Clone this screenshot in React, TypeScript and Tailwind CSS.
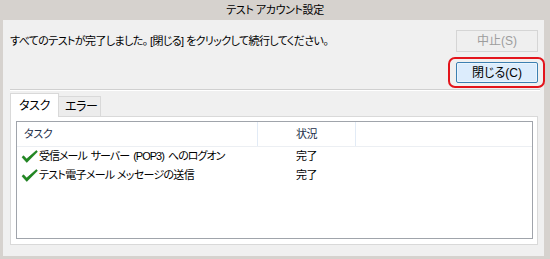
const rows = [
  { task: "受信メール サーバー (POP3) へのログオン", status: "完了", tight: true },
  { task: "テスト電子メール メッセージの送信", status: "完了", tight: false },
];

const Check = () => (
  <svg width="17" height="13" viewBox="0 0 17 13" className="shrink-0">
    <path
      d="M1 7.2 L2.6 5.8 L5.6 9 L15.4 0.6 L16.4 1.8 L5.8 12.4 Z"
      fill="#1f8a1f"
      stroke="#16701a"
      strokeWidth="0.6"
      strokeLinejoin="round"
    />
  </svg>
);

const App = () => {
  return (
    <div className="flex h-[259px] w-[550px] flex-col bg-[#d6d2ce] font-['Liberation_Sans','Noto_Sans_CJK_JP',sans-serif] text-[11px] leading-none tracking-[-0.4px] whitespace-nowrap text-black [font-feature-settings:'palt']">
      <div className="flex h-[20px] items-center justify-center">テスト アカウント設定</div>

      <div className="mb-[3px] ml-[3px] mr-[6px] flex flex-1 flex-col bg-[#f0f0f0] pl-[7px] pr-[6px]">
        <div className="mt-[10px] flex items-center justify-between">
          <span className="tracking-[-0.6px]">すべてのテストが完了しました。 [閉じる] をクリックして続行してください。</span>
          <button className="flex h-[22px] w-[82px] items-center justify-center border border-[#d5d5d5] bg-[#efefef] text-[12px] tracking-normal text-[#9d9d9d]">
            中止(S)
          </button>
        </div>

        <div className="relative mt-[10px] self-end">
          <button className="flex h-[21px] w-[82px] items-center justify-center rounded-[2px] border border-[#3c7fb1] bg-[#dcecfc] text-[12px] tracking-normal shadow-[inset_0_0_0_1px_#eaf5fe]">
            閉じる(C)
          </button>
          <div className="pointer-events-none absolute -bottom-[5px] -left-[8px] -right-[7px] -top-[5px] rounded-[7px] border-2 border-[#e3141b]" />
        </div>

        <div className="mt-[6px] mr-[-2px] border-b border-t border-b-white border-t-[#d0d0d0]" />

        <div className="mt-[2px] flex items-end">
          <div className="relative z-10 -mb-px flex h-[24px] w-[49px] items-start border border-b-0 border-[#d9d9d9] bg-white pl-[8px] pt-[6px] text-[12px]">
            タスク
          </div>
          <div className="flex h-[20px] w-[42px] items-center border border-b-0 border-l-0 border-[#d9d9d9] bg-[#ececec] pl-[6px] text-[12px]">
            エラー
          </div>
        </div>

        <div className="h-[129px] border border-[#d9d9d9] bg-white pb-[5px] pl-[5px] pr-[4px] pt-[4px]">
          <div className="h-full border border-[#a0a4ab] bg-white">
            <div className="grid h-[25px] grid-cols-[241px_98px_1fr] border-b border-[#eceff3] text-[#1e2f4a]">
              <div className="flex items-center border-r border-[#e2ebf6] pl-[7px]">タスク</div>
              <div className="flex items-center border-r border-[#e2ebf6] pl-[38px]">状況</div>
              <div />
            </div>
            {rows.map((r) => (
              <div key={r.task} className="grid h-[19px] grid-cols-[241px_98px_1fr]">
                <div className="flex items-center gap-[1px] pl-[4px]">
                  <Check />
                  <span className={r.tight ? "tracking-[-1px] [word-spacing:2px]" : "tracking-[-0.7px]"}>{r.task}</span>
                </div>
                <div className="flex items-center pl-[38px]">{r.status}</div>
                <div />
              </div>
            ))}
          </div>
        </div>
      </div>
    </div>
  );
};

export default App;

====

» JOB
Repeat the material above in full and exactly, omitting the pictures.

» TASK SOLUTION
Clone this screenshot in React, TypeScript and Tailwind CSS.
const rows = [
  { task: "受信メール サーバー (POP3) へのログオン", status: "完了", tight: true },
  { task: "テスト電子メール メッセージの送信", status: "完了", tight: false },
];

const Check = () => (
  <svg width="17" height="13" viewBox="0 0 17 13" className="shrink-0">
    <path
      d="M1 7.2 L2.6 5.8 L5.6 9 L15.4 0.6 L16.4 1.8 L5.8 12.4 Z"
      fill="#1f8a1f"
      stroke="#16701a"
      strokeWidth="0.6"
      strokeLinejoin="round"
    />
  </svg>
);

const App = () => {
  return (
    <div className="flex h-[259px] w-[550px] flex-col bg-[#d6d2ce] font-['Liberation_Sans','Noto_Sans_CJK_JP',sans-serif] text-[11px] leading-none tracking-[-0.4px] whitespace-nowrap text-black [font-feature-settings:'palt']">
      <div className="flex h-[20px] items-center justify-center">テスト アカウント設定</div>

      <div className="mb-[3px] ml-[3px] mr-[6px] flex flex-1 flex-col bg-[#f0f0f0] pl-[7px] pr-[6px]">
        <div className="mt-[10px] flex items-center justify-between">
          <span className="tracking-[-0.6px]">すべてのテストが完了しました。 [閉じる] をクリックして続行してください。</span>
          <button className="flex h-[22px] w-[82px] items-center justify-center border border-[#d5d5d5] bg-[#efefef] text-[12px] tracking-normal text-[#9d9d9d]">
            中止(S)
          </button>
        </div>

        <div className="relative mt-[10px] self-end">
          <button className="flex h-[21px] w-[82px] items-center justify-center rounded-[2px] border border-[#3c7fb1] bg-[#dcecfc] text-[12px] tracking-normal shadow-[inset_0_0_0_1px_#eaf5fe]">
            閉じる(C)
          </button>
          <div className="pointer-events-none absolute -bottom-[5px] -left-[8px] -right-[7px] -top-[5px] rounded-[7px] border-2 border-[#e3141b]" />
        </div>

        <div className="mt-[6px] mr-[-2px] border-b border-t border-b-white border-t-[#d0d0d0]" />

        <div className="mt-[2px] flex items-end">
          <div className="relative z-10 -mb-px flex h-[24px] w-[49px] items-start border border-b-0 border-[#d9d9d9] bg-white pl-[8px] pt-[6px] text-[12px]">
            タスク
          </div>
          <div className="flex h-[20px] w-[42px] items-center border border-b-0 border-l-0 border-[#d9d9d9] bg-[#ececec] pl-[6px] text-[12px]">
            エラー
          </div>
        </div>

        <div className="h-[129px] border border-[#d9d9d9] bg-white pb-[5px] pl-[5px] pr-[4px] pt-[4px]">
          <div className="h-full border border-[#a0a4ab] bg-white">
            <div className="grid h-[25px] grid-cols-[241px_98px_1fr] border-b border-[#eceff3] text-[#1e2f4a]">
              <div className="flex items-center border-r border-[#e2ebf6] pl-[7px]">タスク</div>
              <div className="flex items-center border-r border-[#e2ebf6] pl-[38px]">状況</div>
              <div />
            </div>
            {rows.map((r) => (
              <div key={r.task} className="grid h-[19px] grid-cols-[241px_98px_1fr]">
                <div className="flex items-center gap-[1px] pl-[4px]">
                  <Check />
                  <span className={r.tight ? "tracking-[-1px] [word-spacing:2px]" : "tracking-[-0.7px]"}>{r.task}</span>
                </div>
                <div className="flex items-center pl-[38px]">{r.status}</div>
                <div />
              </div>
            ))}
          </div>
        </div>
      </div>
    </div>
  );
};

export default App;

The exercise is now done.